Scan the listing below and copy every line holding "html".

*****

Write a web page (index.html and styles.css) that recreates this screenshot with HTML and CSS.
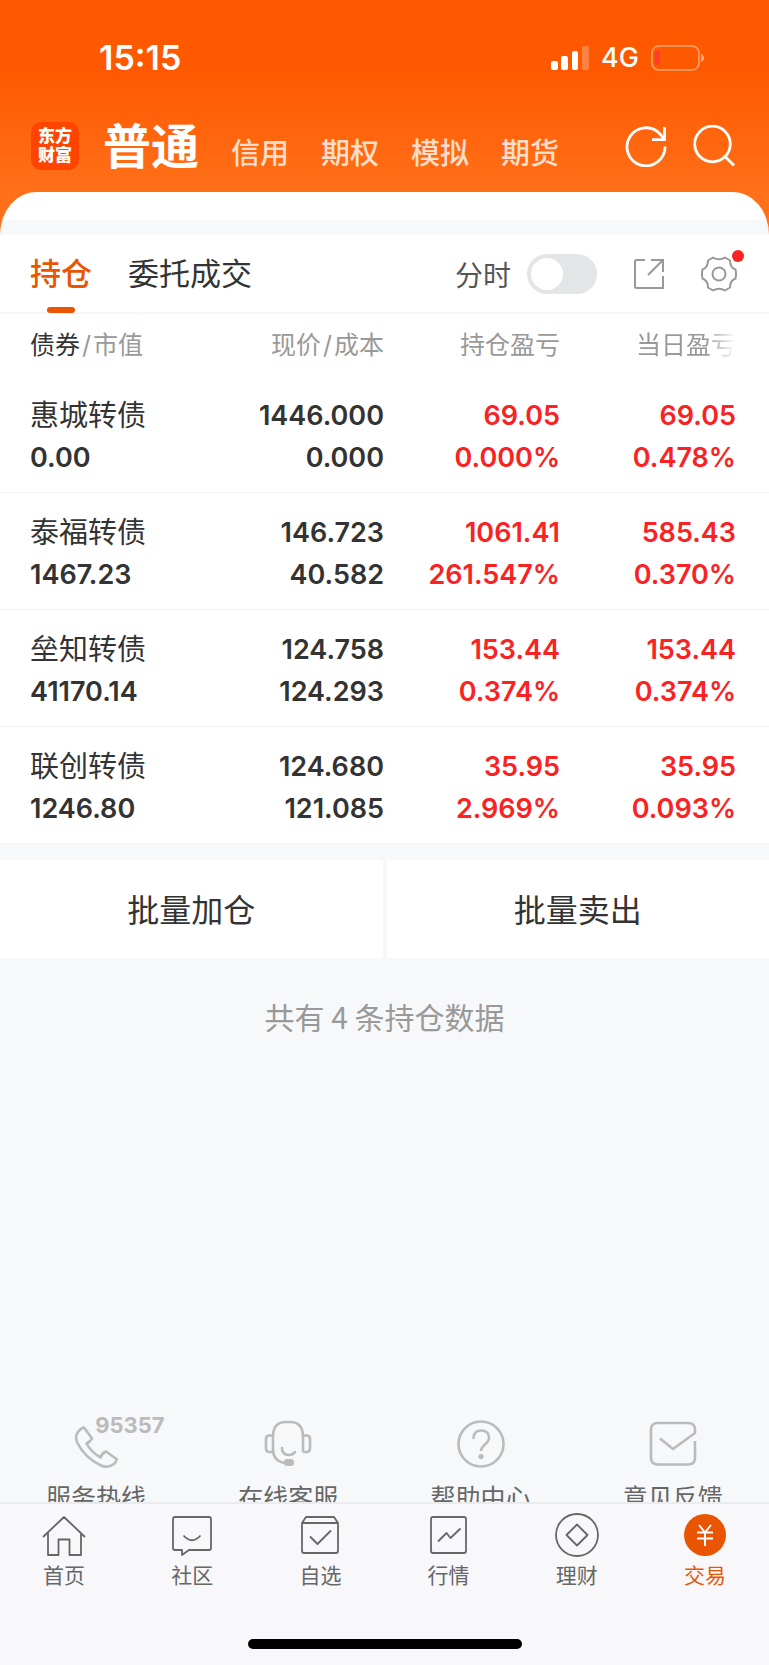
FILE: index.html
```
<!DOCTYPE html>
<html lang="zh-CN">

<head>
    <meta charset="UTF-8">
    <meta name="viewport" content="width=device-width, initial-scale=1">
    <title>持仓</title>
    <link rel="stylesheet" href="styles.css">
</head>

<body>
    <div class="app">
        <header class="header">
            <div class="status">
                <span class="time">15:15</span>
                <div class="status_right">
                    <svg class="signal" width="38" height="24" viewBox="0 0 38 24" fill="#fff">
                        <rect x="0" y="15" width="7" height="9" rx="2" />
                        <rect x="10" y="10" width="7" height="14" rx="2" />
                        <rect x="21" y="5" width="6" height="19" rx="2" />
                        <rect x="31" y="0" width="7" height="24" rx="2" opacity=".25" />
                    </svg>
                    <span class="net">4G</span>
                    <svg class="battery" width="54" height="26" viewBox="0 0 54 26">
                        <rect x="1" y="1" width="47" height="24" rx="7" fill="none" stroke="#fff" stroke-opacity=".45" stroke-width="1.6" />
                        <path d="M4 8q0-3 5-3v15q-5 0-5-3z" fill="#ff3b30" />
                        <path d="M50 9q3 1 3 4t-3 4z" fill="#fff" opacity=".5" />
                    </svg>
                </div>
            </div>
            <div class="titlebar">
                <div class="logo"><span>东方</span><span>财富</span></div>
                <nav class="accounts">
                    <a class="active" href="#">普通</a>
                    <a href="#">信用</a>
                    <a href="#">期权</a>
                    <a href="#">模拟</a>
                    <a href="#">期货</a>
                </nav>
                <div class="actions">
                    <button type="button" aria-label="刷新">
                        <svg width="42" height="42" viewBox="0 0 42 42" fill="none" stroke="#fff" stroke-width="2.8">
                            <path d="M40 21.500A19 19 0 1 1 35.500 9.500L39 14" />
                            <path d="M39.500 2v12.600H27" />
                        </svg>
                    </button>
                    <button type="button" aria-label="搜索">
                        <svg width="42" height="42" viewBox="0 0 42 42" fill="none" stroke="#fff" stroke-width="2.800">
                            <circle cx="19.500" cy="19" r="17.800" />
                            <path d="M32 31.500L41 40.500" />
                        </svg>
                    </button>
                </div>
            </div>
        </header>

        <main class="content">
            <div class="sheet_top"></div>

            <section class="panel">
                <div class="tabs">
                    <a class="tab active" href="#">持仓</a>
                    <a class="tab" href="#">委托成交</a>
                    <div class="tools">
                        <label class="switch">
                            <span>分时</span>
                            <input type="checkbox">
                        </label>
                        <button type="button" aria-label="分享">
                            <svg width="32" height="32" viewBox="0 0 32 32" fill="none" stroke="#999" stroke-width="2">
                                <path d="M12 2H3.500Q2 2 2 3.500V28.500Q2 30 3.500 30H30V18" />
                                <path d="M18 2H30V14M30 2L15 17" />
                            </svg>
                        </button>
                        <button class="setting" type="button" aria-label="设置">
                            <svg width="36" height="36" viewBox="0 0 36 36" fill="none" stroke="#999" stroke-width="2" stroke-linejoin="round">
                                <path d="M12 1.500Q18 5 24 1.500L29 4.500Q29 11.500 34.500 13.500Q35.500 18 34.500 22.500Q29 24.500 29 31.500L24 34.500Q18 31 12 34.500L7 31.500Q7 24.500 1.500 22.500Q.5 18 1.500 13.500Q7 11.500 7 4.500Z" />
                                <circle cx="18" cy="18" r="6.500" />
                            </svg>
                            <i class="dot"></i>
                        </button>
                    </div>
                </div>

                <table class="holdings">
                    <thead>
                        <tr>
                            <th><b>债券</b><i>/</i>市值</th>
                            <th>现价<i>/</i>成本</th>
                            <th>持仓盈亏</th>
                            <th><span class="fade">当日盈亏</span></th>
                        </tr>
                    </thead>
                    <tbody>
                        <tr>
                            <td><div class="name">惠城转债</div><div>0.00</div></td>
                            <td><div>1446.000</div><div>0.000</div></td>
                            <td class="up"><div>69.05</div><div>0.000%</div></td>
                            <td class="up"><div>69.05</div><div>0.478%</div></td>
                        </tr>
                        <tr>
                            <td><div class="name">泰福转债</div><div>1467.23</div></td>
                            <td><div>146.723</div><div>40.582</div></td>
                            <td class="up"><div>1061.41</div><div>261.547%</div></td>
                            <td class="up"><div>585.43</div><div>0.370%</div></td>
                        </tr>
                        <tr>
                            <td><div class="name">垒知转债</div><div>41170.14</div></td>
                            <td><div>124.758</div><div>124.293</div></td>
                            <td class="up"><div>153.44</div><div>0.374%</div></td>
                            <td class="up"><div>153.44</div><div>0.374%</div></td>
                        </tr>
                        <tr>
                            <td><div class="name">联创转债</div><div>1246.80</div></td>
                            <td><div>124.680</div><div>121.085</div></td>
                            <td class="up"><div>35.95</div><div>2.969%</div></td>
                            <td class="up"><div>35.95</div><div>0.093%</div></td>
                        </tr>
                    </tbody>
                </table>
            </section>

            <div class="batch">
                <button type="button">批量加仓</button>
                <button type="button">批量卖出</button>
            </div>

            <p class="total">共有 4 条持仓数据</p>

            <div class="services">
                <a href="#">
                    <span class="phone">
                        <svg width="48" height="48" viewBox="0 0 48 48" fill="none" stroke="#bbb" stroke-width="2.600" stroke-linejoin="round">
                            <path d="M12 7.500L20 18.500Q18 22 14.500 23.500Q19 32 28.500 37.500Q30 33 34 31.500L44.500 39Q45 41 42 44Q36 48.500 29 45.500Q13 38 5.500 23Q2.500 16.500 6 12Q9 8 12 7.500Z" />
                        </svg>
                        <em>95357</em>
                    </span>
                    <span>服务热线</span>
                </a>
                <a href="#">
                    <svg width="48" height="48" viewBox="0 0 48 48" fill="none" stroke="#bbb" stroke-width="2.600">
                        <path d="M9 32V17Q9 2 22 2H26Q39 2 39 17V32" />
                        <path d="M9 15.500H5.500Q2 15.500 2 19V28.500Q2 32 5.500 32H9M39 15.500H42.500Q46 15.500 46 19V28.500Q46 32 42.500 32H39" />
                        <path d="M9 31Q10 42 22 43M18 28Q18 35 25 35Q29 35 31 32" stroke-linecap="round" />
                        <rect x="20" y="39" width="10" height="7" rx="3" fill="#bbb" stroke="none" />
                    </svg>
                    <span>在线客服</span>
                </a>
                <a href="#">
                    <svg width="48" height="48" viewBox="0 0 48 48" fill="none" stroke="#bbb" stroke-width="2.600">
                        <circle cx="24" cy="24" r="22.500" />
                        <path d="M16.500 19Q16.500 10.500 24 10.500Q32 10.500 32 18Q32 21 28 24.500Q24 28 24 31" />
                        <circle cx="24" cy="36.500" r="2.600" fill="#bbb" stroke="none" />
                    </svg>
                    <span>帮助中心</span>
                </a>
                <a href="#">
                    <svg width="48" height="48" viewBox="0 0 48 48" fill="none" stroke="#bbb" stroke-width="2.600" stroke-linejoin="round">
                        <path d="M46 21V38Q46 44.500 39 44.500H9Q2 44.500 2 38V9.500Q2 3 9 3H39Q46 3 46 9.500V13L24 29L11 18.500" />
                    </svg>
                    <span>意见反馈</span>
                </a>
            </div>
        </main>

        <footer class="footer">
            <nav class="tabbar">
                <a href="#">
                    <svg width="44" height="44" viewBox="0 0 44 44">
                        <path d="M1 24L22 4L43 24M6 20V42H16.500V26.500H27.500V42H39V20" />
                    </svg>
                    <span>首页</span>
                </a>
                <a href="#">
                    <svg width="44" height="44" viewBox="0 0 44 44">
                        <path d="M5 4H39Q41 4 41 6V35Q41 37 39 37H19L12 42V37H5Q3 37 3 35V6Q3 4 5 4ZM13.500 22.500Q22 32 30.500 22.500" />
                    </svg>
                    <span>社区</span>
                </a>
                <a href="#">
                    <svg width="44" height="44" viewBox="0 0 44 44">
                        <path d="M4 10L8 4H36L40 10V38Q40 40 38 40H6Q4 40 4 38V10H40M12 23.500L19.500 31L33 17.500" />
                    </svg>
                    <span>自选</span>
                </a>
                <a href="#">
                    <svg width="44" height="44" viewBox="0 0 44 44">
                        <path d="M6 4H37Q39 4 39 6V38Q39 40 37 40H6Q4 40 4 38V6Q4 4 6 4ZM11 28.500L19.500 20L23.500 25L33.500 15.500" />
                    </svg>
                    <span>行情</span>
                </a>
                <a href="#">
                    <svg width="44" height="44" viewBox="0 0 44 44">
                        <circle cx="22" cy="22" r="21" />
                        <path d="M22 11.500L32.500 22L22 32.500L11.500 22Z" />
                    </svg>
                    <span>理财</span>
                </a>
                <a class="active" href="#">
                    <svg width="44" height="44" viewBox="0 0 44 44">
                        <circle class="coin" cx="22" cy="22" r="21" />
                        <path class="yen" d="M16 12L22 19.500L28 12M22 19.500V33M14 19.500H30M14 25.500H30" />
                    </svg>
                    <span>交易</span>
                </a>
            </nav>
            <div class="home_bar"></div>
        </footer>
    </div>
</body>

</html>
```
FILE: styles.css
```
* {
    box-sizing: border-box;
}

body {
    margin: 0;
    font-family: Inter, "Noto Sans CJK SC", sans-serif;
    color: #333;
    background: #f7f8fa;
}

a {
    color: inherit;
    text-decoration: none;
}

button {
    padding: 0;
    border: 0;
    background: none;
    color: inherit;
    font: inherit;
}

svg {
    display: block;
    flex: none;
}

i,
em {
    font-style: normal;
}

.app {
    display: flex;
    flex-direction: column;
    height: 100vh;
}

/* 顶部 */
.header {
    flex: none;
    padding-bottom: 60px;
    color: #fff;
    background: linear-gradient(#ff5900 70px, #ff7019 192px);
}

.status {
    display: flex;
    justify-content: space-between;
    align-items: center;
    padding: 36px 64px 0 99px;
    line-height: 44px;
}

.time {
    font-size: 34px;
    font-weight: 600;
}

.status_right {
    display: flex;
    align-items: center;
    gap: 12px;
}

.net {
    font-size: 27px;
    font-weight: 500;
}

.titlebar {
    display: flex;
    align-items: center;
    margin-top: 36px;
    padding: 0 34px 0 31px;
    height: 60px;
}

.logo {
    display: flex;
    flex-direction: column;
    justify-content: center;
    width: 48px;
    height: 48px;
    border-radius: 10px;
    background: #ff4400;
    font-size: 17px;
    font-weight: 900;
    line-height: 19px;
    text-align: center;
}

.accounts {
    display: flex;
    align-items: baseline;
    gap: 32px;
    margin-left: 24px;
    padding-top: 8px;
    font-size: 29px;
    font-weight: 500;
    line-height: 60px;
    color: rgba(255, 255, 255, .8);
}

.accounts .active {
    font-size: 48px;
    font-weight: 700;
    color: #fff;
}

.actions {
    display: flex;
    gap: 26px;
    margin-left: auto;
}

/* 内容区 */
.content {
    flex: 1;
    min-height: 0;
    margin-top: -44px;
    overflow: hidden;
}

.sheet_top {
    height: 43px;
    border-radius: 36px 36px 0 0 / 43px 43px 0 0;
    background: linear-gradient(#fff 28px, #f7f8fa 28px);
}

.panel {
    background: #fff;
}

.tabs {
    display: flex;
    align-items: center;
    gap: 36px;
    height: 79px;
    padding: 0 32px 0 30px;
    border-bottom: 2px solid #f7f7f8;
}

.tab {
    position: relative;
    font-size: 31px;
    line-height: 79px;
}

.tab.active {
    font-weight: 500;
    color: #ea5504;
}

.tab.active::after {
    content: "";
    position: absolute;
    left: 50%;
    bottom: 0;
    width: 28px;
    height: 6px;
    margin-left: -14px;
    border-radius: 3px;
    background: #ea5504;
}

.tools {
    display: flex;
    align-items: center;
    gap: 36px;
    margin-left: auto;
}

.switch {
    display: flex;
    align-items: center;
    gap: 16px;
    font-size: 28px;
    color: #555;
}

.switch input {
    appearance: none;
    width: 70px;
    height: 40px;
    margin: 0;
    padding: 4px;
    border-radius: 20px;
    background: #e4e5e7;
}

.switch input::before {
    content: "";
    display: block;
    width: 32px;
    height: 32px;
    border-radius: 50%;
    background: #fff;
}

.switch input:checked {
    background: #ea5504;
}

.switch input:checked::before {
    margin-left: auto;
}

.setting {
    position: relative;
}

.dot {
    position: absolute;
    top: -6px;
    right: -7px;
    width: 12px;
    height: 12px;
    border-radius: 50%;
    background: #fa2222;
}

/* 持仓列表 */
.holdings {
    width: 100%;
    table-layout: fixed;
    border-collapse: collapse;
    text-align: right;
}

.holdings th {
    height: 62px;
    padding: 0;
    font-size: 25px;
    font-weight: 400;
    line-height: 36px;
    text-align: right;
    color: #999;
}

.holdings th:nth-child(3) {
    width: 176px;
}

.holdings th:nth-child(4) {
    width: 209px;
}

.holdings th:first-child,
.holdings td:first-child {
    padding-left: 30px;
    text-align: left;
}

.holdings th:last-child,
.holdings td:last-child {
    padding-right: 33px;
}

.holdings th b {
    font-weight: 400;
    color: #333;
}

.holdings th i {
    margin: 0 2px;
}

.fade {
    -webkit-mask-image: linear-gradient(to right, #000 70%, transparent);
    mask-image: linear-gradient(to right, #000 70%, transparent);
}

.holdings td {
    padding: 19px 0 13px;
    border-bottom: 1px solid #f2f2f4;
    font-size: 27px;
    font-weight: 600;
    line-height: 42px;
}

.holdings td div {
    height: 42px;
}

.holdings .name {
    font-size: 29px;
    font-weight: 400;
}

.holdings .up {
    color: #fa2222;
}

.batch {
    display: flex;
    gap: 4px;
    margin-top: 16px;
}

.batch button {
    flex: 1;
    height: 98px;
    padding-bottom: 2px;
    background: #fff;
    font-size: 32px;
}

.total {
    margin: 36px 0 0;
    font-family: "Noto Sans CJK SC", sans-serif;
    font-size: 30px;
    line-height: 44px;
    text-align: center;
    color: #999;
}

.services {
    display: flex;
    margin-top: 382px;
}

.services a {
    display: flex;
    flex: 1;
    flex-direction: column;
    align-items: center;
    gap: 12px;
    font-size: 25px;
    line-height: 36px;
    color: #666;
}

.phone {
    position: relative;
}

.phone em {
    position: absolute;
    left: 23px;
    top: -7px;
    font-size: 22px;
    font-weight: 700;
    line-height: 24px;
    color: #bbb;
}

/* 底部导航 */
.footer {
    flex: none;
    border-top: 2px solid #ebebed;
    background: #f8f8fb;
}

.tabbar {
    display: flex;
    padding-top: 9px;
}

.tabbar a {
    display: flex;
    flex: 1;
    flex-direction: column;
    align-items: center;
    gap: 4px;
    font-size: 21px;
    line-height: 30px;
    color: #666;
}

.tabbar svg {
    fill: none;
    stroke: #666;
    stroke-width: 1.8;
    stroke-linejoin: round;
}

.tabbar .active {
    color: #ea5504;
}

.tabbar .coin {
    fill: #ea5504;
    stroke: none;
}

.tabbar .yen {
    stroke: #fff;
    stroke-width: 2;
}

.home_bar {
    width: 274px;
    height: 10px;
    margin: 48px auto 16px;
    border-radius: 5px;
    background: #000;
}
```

*****

== RESULT FOR THIS EXERCISE ==
Write a web page (index.html and styles.css) that recreates this screenshot with HTML and CSS.
FILE: index.html
<!DOCTYPE html>
<html lang="zh-CN">
</html>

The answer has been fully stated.